The scoreboard operator in Oakland usually has an easy job. However, on Monday night hazard pay may be necessary. The Oakland Athletics right-handed contingent will line up to face Texas Rangers southpaw Derek Holland. Switch-hitters Coco Crisp and Billy Burns will set the table for Danny Valencia (fresh off of his three-homer explosion), Khris Davis, Billy Butler and Marcus Semien with Josh Phegley in the mix if he's able to play. Otherwise, Matt McBride is a sleeper option at catcher. For the visitors, their righty swingers are in a good spot to do some damage against Sean Manaea. Ian Desmond has been bumped to the two-hole with Adrian Beltre in his familiar cleanup role.
The Cleveland Indians haven't faced a left-handed starter since April 29, so the lineup is in question with southpaw John Lamb on the hill for the visiting Cincinnati Reds. Switch-hitters Carlos Santana and Francisco Lindor are almost assuredly destined for the leadoff and third with Mike Napoli the likely cleanup man. Yan Gomes is an option at catcher with Juan Uribe in the picture too.
As a team, the Pittsburgh Pirates sport an impressive .340 wOBA against right-handers, despite featuring just Gregory Polanco and John Jaso swinging from the left-side, and Jaso has been sitting with a righty on the hill lately. This makes the Bucs an under-the-radar spot for sticks facing Williams Perez. Andrew McCutchen, Starling Marte, Jung Ho Kang and David Freese (or Jaso) compose an intriguing contrarian stack.

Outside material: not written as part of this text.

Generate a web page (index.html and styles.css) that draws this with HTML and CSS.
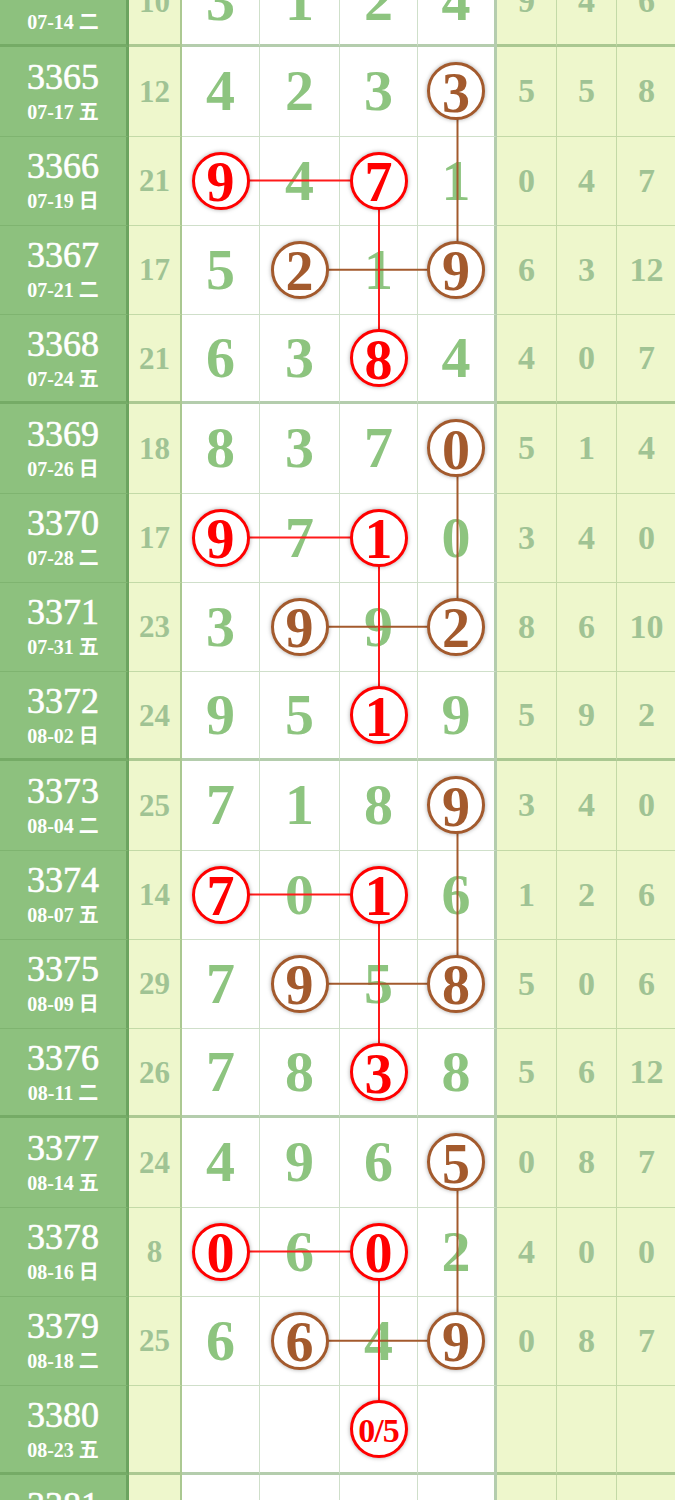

Most likely to hit a home run: Khris Davis has the distinction of being the first member of the Oakland Athletics to make this space, hitting fourth against Derek Holland.
Most likely to steal a base: There's no one that really stands out so we're going off the board with Mookie Betts. It's not that Betts isn't a base-stealer, as he has eight; the call is curious as Yordano Ventura is very hard to run against, as only three bags have been swiped with him on the mound since 2014. We're banking on Ventura's wildness to put the Red Sox leadoff hitter on, then the overall team confidence that's on display from Boston.